- Data extract
== == ==

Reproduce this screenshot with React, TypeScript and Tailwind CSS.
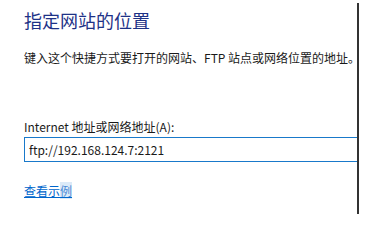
export default function App() {
  const font = { fontFamily: '"Microsoft YaHei UI", "Noto Sans CJK SC", "Noto Sans", sans-serif' };
  return (
    <div className="flex h-[217px] w-[365px] overflow-hidden bg-white" style={font}>
      {/* Content */}
      <div className="flex w-[357px] flex-col pl-6 pt-[9px]">
        <h1 className="text-[18px] leading-[22px] text-[#1e3287]">指定网站的位置</h1>
        <p className="mt-[19px] whitespace-nowrap text-[12px] leading-[16px] text-[#1a1a1a]">
          键入这个快捷方式要打开的网站、FTP 站点或网络位置的地址。
        </p>
        <label className="mt-[53px] text-[12px] leading-[16px] text-[#1a1a1a]">
          Internet 地址或网络地址(A):
        </label>
        <div className="mt-[2px] flex h-[25px] items-center border border-r-0 border-[#1979ca] pl-[4px] text-[12px] text-[#1a1a1a]">
          ftp://192.168.124.7:2121
        </div>
        <div className="mt-[15px]">
          <a className="text-[12px] leading-[16px] text-[#0066cc] underline">
            查看示<span className="bg-[#dbeaf8] text-[#4a8ad6]">例</span>
          </a>
        </div>
      </div>
      {/* Window edge */}
      <div className="my-[3px] w-[2px] bg-[#333333]" />
    </div>
  );
}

== == ==

- Exercise prompt
Reproduce all of the data exactly; the pictures do not belong in the copy.

- Task result
Reproduce this screenshot with React, TypeScript and Tailwind CSS.
export default function App() {
  const font = { fontFamily: '"Microsoft YaHei UI", "Noto Sans CJK SC", "Noto Sans", sans-serif' };
  return (
    <div className="flex h-[217px] w-[365px] overflow-hidden bg-white" style={font}>
      {/* Content */}
      <div className="flex w-[357px] flex-col pl-6 pt-[9px]">
        <h1 className="text-[18px] leading-[22px] text-[#1e3287]">指定网站的位置</h1>
        <p className="mt-[19px] whitespace-nowrap text-[12px] leading-[16px] text-[#1a1a1a]">
          键入这个快捷方式要打开的网站、FTP 站点或网络位置的地址。
        </p>
        <label className="mt-[53px] text-[12px] leading-[16px] text-[#1a1a1a]">
          Internet 地址或网络地址(A):
        </label>
        <div className="mt-[2px] flex h-[25px] items-center border border-r-0 border-[#1979ca] pl-[4px] text-[12px] text-[#1a1a1a]">
          ftp://192.168.124.7:2121
        </div>
        <div className="mt-[15px]">
          <a className="text-[12px] leading-[16px] text-[#0066cc] underline">
            查看示<span className="bg-[#dbeaf8] text-[#4a8ad6]">例</span>
          </a>
        </div>
      </div>
      {/* Window edge */}
      <div className="my-[3px] w-[2px] bg-[#333333]" />
    </div>
  );
}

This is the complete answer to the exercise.